The Department of Interior and Congress should pursue a two-pronged strategy to recover royalties from producers that hold the 1998-1999 deepwater oil and natural gas leases that lack critical price thresholds, according to a report issued by an Interior-commissioned panel.
First, Interior should continue to seek voluntary royalty payment agreements with holders of the flawed 1998-1999 leases. The report further recommended that Congress and Interior Secretary Dirk Kempthorne continue to explore legislative solutions to the problem, which it said could address the loss of royalties without violating legitimately signed contracts.
And to prevent this scenario from recurring in the future, it recommended that the Minerals Management Service (MMS) and Interior establish periodic, comprehensive and formally structured reviews of procedures and guidelines to ensure they are being implemented correctly and successfully, as well as require additional annual ethics training for staff involved in royalty management.
The report was conducted by the Royalty Management Subcommittee under the auspices of the Royalty Policy Committee, an independent advisory board appointed by the Interior secretary to advise the MMS on royalty management issues and other mineral-related policies.
Kempthorne established the subcommittee in November 2006 in an effort to quell congressional criticism of Interior’s royalty-collection practices, which came under attack for the agency’s failure to include price ceilings in 1998 and 1999 Gulf of Mexico leases (see NGI, Nov. 20, 2006). The Government Accountability Office has estimated the oversight could cost the federal government up to $10 billion dollars in lost royalties over the life of the flawed leases.

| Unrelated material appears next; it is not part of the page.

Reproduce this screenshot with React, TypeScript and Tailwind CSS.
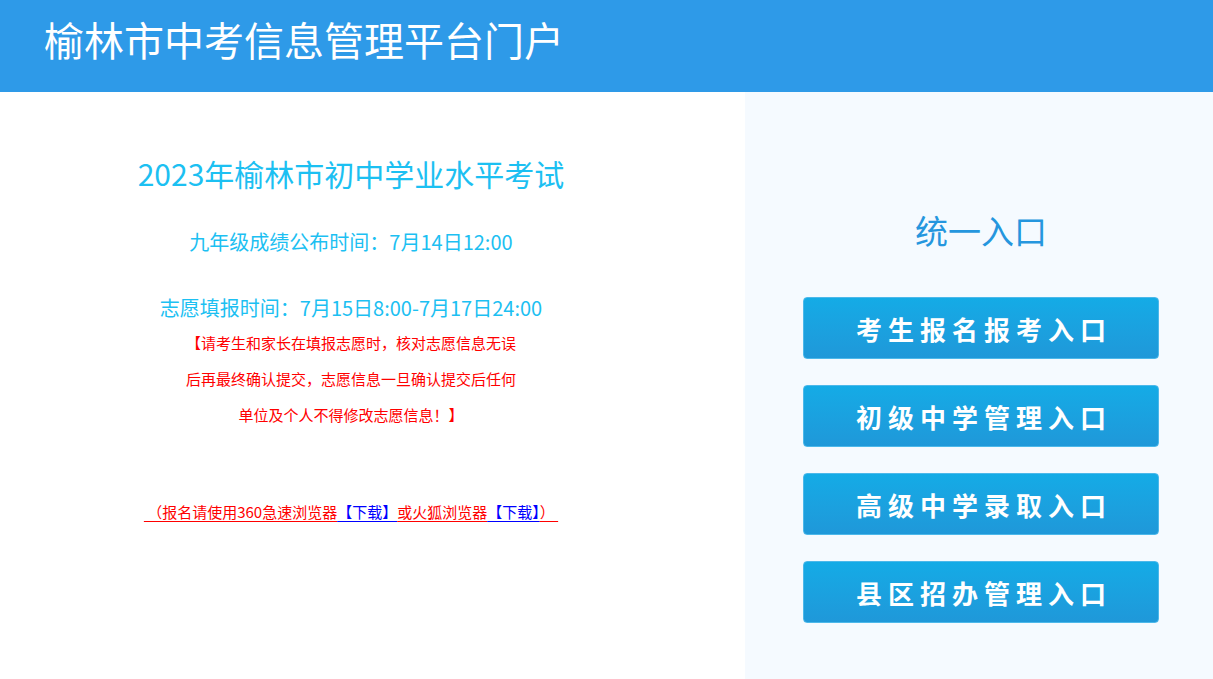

The lease price ceilings are designed to cut off royalty relief to producers when oil and gas prices reach a certain level. But without this cut-off point in the 1998 and 1999 leases, producers who negotiated leases in those two years escaped paying royalties on production up to a specific volume limit. The price caps that trigger royalties were included in leases that were issued in 1996, 1997 and 2000, but were not in the 1998 and 1999 leases due to an oversight on the part of the MMS. Congress has continued to put pressure on producers to renegotiate these leases with the MMS.
An investigation by a House Oversight and Government Reform subcommittee in 2006 found that the flawed leases were the result of gross mismanagement and a failure of accountability on the part of Interior and the MMS (see NGI, Oct. 2, 2006). A review of the matter by Interior Inspector General Earl Devaney confirmed that the omission of the lease price thresholds was first detected in 2000 but then was covered up by Interior employees (see NGI, Sept. 18, 2006).